The current mood of Siann at www.imood.com
My World ::
24.12.04
Santa's Safe at This Apartment

I'm cold.

That's not exactly how I was planning on starting off this entry, but I was thinking about what I was going to do after updating the blog and the first thing on the list was "go turn on the electic blanket" (in case you care, number 2 and 3 were "crawl under electric blanket" and "rejoin the world in about 12 hours").

I came to the computer with the intention of writing so many good things, but then I went on the NCBTMB website to see what I had to do to get some continuing education classes going, but then I lost my gusto half way through it. It was long and confusing and I need to get away from it for the evening because, well, it's Christmas and I really don't need to be thinking about work at the moment.

Earlier today, I was thinking about the entry I'm going to write in about a week. Every year I think of the best and the worst thing that had happened to me over the past 12 months. This year I decided to add them to the blog.
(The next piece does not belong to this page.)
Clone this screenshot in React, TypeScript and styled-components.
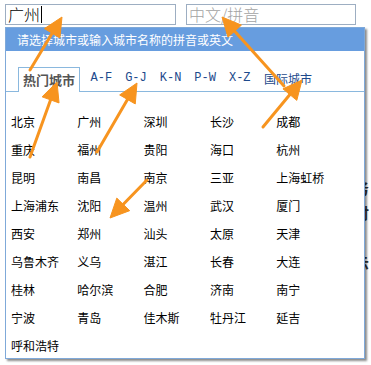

The odd thing is that since October rolled around and I started dating Robert, I can't really remember many of the bad things. I know that I still struggle with money and my temper sometimes, but I also know that those things pass.

Anyway, I can tell I'm tired (I've had a long day of trying to light a fire....stupid real wood....won't burn when you want it to. I bet if I put the log in the middle of the living room and looked at it the wrong way, it would burst into flames, sending me scrambling for the fire extinguisher....after I took a moment to warm myself). My writing isn't structured, which means that I'm ready to turn in for the evening.

Going to bed at 9:20 on Christmas Eve?? Man, I'm getting so old.

Oh, yeah....I've got to put the cookies out for Santa before turning in.

At least he won't burn himself on my fire.